Ao menos no tempo, o fenômeno parece bastante associado à grande oferta mundial de dinheiro barato, a juros baixos, verificada em particular a partir de 2003. A estabilidade da economia talvez ajude a explicar a expansão internacional das empresas nos anos mais recentes.
Em 2007, o investimento brasileiro líquido no exterior, investimento "produtivo", chegou a atingir 1,8% do PIB, embora essa conta não seja lá muito precisa (trata-se aqui da média do investimento acumulado em 12 meses, usando como base o PIB mensal em dólares divulgado pelo Banco Central).

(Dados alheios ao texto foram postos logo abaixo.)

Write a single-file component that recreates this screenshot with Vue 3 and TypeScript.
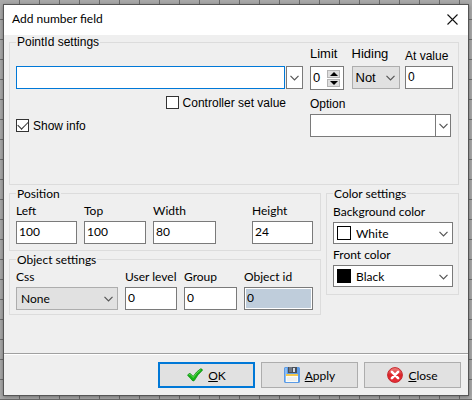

Em 2008, antes da crise, ainda flutuava em torno de 1,3% do PIB. Na última década, o investimento "produtivo" do governo federal jamais passou de 1% do PIB. O número precisa ser tomado com um grão de sal de resto porque mesmo técnicos que fazem tais estatísticas suspeitam que algum desse investimento direto ("produtivo") é investimento financeiro disfarçado.
Nos anos FHC, o investimento de empresas brasileiras no exterior foi de US$ 1,1 bilhão anual, em média.
Nos anos Lula, de US$ 9,7 bilhões, na média anual, com picos de US$ 24,8 bilhões em novembro de 2006 (no acumulado de 12 meses) e de US$ 25,7 bilhões em setembro de 2008. Em setembro de 2009, o saldo se inverteu (os brasileiros repatriaram mais capital do que investiram lá fora. Vide gráfico ao lado).
A seca de capital e a ameaça de depressão certamente foram os motivos da interrupção da onda. Mas dinheiro barato não é determinante. O que as empresas vão buscar lá fora?
Algumas asseguram reservas de recursos naturais, como a Petrobras e a Vale, por exemplo. Outras não têm mais como crescer no Brasil, têm seu mercado saturado, como algumas manufaturas. Dominar o mercado e ganhar ainda mais escala parece ser o caso de empresas de carnes (como a JBS) e de alimentos.
Muitas procuram o mercado externo para se proteger de flutuações da economia no Brasil. Fincar o pé lá fora pode fazer ainda com que a marca da empresa ou as de seus produtos ganhem fama mundial, beneficiando suas exportações. Por vezes, investir no Brasil é caro demais.
Trata-se de bons motivos, quando não estratégias necessárias para a sobrevivência ou o crescimento das empresas. Se confirmado o fortalecimento da economia brasileira, haverá mais capital para exportar. Ainda mais se o crédito mundial voltar a crescer e se vier mais apoio do BNDES. E muito mais se o real continuar a se fortalecer, o que barateia as compras brasileiras no exterior.